Alpenfahrt reunion



Some 20 years ago, the last Austrian Alpine Rally took place. It was forced into oblivion partly by organisational troubles and partly by authorisation difficulties which worsened year by year. So it was that the oldest rally in the book, and the one upon which the French modelled their own Alpine Rally, came to its end.

Historic rallies abound nowadays, but rarely do they attract both the cars of yore and the drivers of the period. Realising this, a bunch of Austrian enthusiasts got together last year and, at the end of October, they ran what they affectionately called an Austrian Alpine Reunion. It was neither a rally nor a competition of any kind. It was merely a get-together of people who were closely associated, in one way or another, with the old Alpenfahrt.

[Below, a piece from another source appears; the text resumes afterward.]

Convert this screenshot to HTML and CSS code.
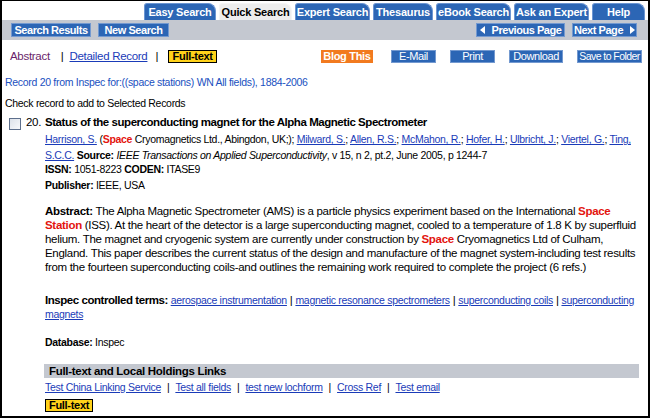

They met at a lakeside restaurant in Lunz-am-See and spent two glorious days traversing parts of the route of the last Alpenfahrt, including a visit to a garage which was the scene of a surreptitious and questionably legal welding job, to a junction of forest tracks where a certain works team manager once placed his car to block a stage short cut (at its exit, naturally!), giving rise to an almighty furore, and to a farmhouse where a shotgun blast once sent the route survey team scuttling for cover, only to discover very soon afterwards that the discharge was not a sign of hostility but a signal to the farmer’s son to return home from his woodcutting chores in the forest

Due largely to other commitments, not all those who were invited were able to make it, but it was disappointing (but not altogether surprising) that at least one well known driver demanded not only all his expenses but a substantial appearance fee before he would even consider coming along. Needless to say, he was not there. This was not a well-sponsored, publicity-seeking event, but a s!mple gathering of old friends who were keen only to retrace some of the steps of the past, and it saddens me to realise that commercialism has advanced so far that someone would demand money for turning up at what was essentially a few nights out with the boys.

Some old cars were there. Herbert Völker bringing his Saab 96, Helmut Deimel his beautiful Alpine A110 and Helmut Neverla his equally attractive Lancia Fulvia, surely the prettiest rally car ever to grace a special stage. Franz Wittman turned up in a well preserved Porsche, whilst Konrad Schmidt came over from Germany with his Lancia Stratos on a trailer, bringing John Davenport with him. Every time I look inside a Stratos engine compartment, complete with its angle-iron framework, I am reminded of that genius of a driver/engineer to whom Lancia owes much of its rallying success, the late Mike Parkes.

Günter Janger came along, as did Harald Gottlieb, whilst among the others were Johannes Geist, Helmut Zitta, Christian Lietz, Franz Nowotny and Peter Karg.

Whatever the pros and cons of historic rallying, the great thing about such events is the people rather than the cars. Humanity still reigns supreme over the machinery it produces.